Depuis des mois, le service central du renseignement territorial enquête sur Les Soulèvements de la Terre. Dans une note lue par Reporterre, les policiers décrivent un groupe d’activistes « ingénieux », ayant réussi à fédérer et radicaliser le mouvement climat. (...)
En filigrane, la police reconnaît « l’ingéniosité », « l’intelligence » et « la communication parfaitement maîtrisée » des activistes qui ont su rallier autour d’eux intellectuels, associations et syndicats pour créer un véritable mouvement social de l’eau et devenir « un acteur majeur de la contestation écologique radicale ».
Les policiers voient Les Soulèvements de la Terre comme une véritable menace.
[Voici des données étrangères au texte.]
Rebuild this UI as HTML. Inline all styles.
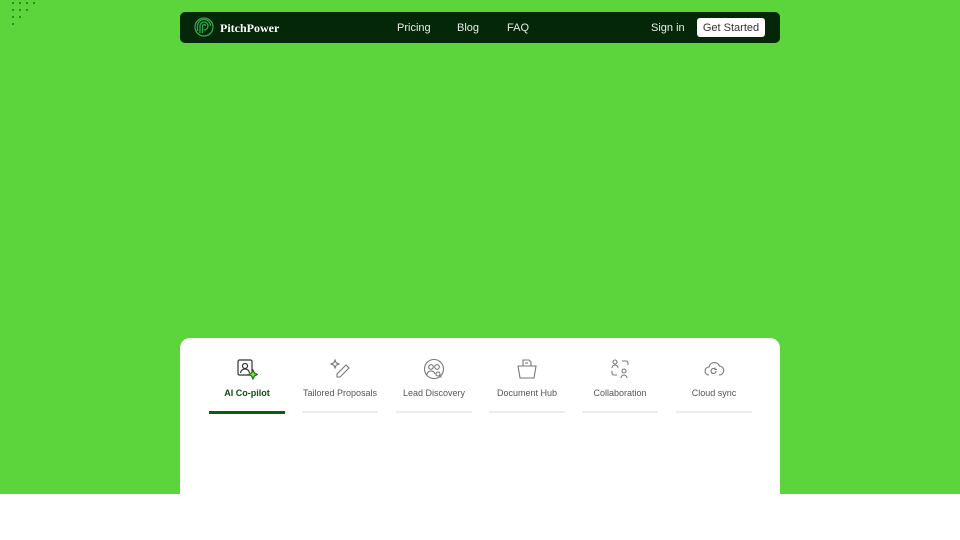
<!DOCTYPE html>
<html><head><meta charset="utf-8"><style>
*{margin:0;padding:0;box-sizing:border-box}
body{width:960px;height:540px;overflow:hidden;background:#fff;font-family:"Liberation Sans",sans-serif;position:relative}
.green{position:absolute;left:0;top:0;width:960px;height:494px;background:#5cd43b}
.dots{position:absolute;left:12px;top:2px}
.dots i{position:absolute;width:2px;height:2px;background:#2e8a22}
nav{position:absolute;left:180px;top:12px;width:600px;height:31px;background:#04270a;border-radius:5px;color:#e6efe6;font-size:11px}
nav .logo{position:absolute;left:14px;top:5px}
nav .brand{position:absolute;left:40px;top:9px;font-family:"Liberation Serif",serif;font-weight:bold;font-size:12px;color:#fff}
nav a{position:absolute;top:10px;color:#e6efe6}
.gs{position:absolute;left:517px;top:6px;width:68px;height:19px;background:#fff;border-radius:3px;color:#333;font-size:11px;text-align:center;line-height:20px}
.panel{position:absolute;left:180px;top:338px;width:600px;height:202px;background:#fff;border-radius:10px 10px 0 0}
.tab{position:absolute;top:20px;width:76px;text-align:center;font-size:9px;color:#555}
.tab svg{display:block;margin:0 auto}
.tab span{display:block;margin-top:8px;white-space:nowrap}
.tab .bar{position:absolute;left:0;top:53px;width:76px;height:2px;background:#ececec}
.tab.on{color:#0f4d14;font-weight:bold}
.tab.on .bar{background:#0f5a14;height:3px}
</style></head><body>
<div class="green"></div>
<div class="dots">
<i style="left:0;top:0"></i><i style="left:7px;top:0"></i><i style="left:14px;top:0"></i><i style="left:21px;top:0"></i>
<i style="left:0;top:7px"></i><i style="left:7px;top:7px"></i><i style="left:14px;top:7px"></i>
<i style="left:0;top:14px"></i><i style="left:7px;top:14px"></i>
<i style="left:0;top:21px"></i>
</div>
<nav>
<svg class="logo" width="20" height="20" viewBox="0 0 20 20" fill="none" stroke="#2fa84a" stroke-width="1.3"><circle cx="10" cy="10" r="9"/><path d="M6 16V9a4 4 0 0 1 8 0a4 4 0 0 1-4 4"/><path d="M8.5 16V9a1.5 1.5 0 0 1 3 0"/><path d="M3.5 14V9a6.5 6.5 0 0 1 13 0"/></svg>
<div class="brand">PitchPower</div>
<a style="left:217px">Pricing</a><a style="left:277px">Blog</a><a style="left:327px">FAQ</a>
<a style="left:471px">Sign in</a>
<div class="gs">Get Started</div>
</nav>
<div class="panel">
<div class="tab on" style="left:29px"><svg width="22" height="22" viewBox="0 0 22 22" fill="none" stroke="#333" stroke-width="1.2"><rect x="2" y="2" width="14" height="15" rx="1.5"/><circle cx="9" cy="8" r="2.5"/><path d="M4.5 15a4.5 4 0 0 1 9 0"/><path d="M17 12l1.5 3 3 1.5-3 1.5-1.5 3-1.5-3-3-1.5 3-1.5z" fill="#7be03b" stroke="#1d6b1d"/></svg><span>AI Co-pilot</span><div class="bar"></div></div>
<div class="tab" style="left:122px"><svg width="22" height="22" viewBox="0 0 22 22" fill="none" stroke="#777" stroke-width="1.1"><path d="M6 2l1.2 2.8L10 6 7.2 7.2 6 10 4.8 7.2 2 6l2.8-1.2z"/><path d="M17 7l3 3-9 9H8v-3z"/></svg><span>Tailored Proposals</span><div class="bar"></div></div>
<div class="tab" style="left:216px"><svg width="22" height="22" viewBox="0 0 22 22" fill="none" stroke="#777" stroke-width="1.1"><circle cx="11" cy="11" r="9.5"/><circle cx="8" cy="9" r="2.3"/><circle cx="14" cy="9" r="2.3"/><path d="M4 17a4 3.5 0 0 1 8-1"/><circle cx="15" cy="16" r="2"/><path d="M16.5 17.5l2 2"/></svg><span>Lead Discovery</span><div class="bar"></div></div>
<div class="tab" style="left:309px"><svg width="22" height="22" viewBox="0 0 22 22" fill="none" stroke="#777" stroke-width="1.1"><path d="M7 8V2h6l2 2v4"/><path d="M9 5h3"/><path d="M2 8h18l-2 12H4z"/></svg><span>Document Hub</span><div class="bar"></div></div>
<div class="tab" style="left:402px"><svg width="22" height="22" viewBox="0 0 22 22" fill="none" stroke="#777" stroke-width="1.1"><circle cx="6" cy="4" r="2"/><path d="M3 10a3 3 0 0 1 6 0"/><circle cx="15" cy="13" r="2"/><path d="M12 20a3 3 0 0 1 6 0"/><path d="M13 3h4a2 2 0 0 1 2 2v2"/><path d="M3 13v2a2 2 0 0 0 2 2h3"/></svg><span>Collaboration</span><div class="bar"></div></div>
<div class="tab" style="left:496px"><svg width="22" height="22" viewBox="0 0 22 22" fill="none" stroke="#777" stroke-width="1.1"><path d="M6 17a4 4 0 0 1 0-8 5.5 5.5 0 0 1 10.5-1A4.5 4.5 0 0 1 16 17"/><path d="M13 13a2.5 2.5 0 1 1-1-2"/><path d="M12 9.5v2h2"/></svg><span>Cloud sync</span><div class="bar"></div></div>
</div>
</body></html>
Ce qui expliquerait d’ailleurs le discours du ministre de l’Intérieur, Gérald Darmanin, qui réclame leur dissolution.
« Un basculement vers la résistance civile »
Le constat de la note est éloquent. Les Soulèvements de la Terre auraient réussi à « incarner le concept de transversalité des luttes » et « joué un rôle majeur dans la diffusion et l’acceptation de modes opératoires plus offensifs » : « En inscrivant les actions de sabotage dans une logique défensive des biens communs menacés, ils ont ingénieusement convaincu des militants habituellement adeptes d’actions de désobéissance civile à basculer vers la résistance civile », écrivent les policiers du service central du renseignement territorial.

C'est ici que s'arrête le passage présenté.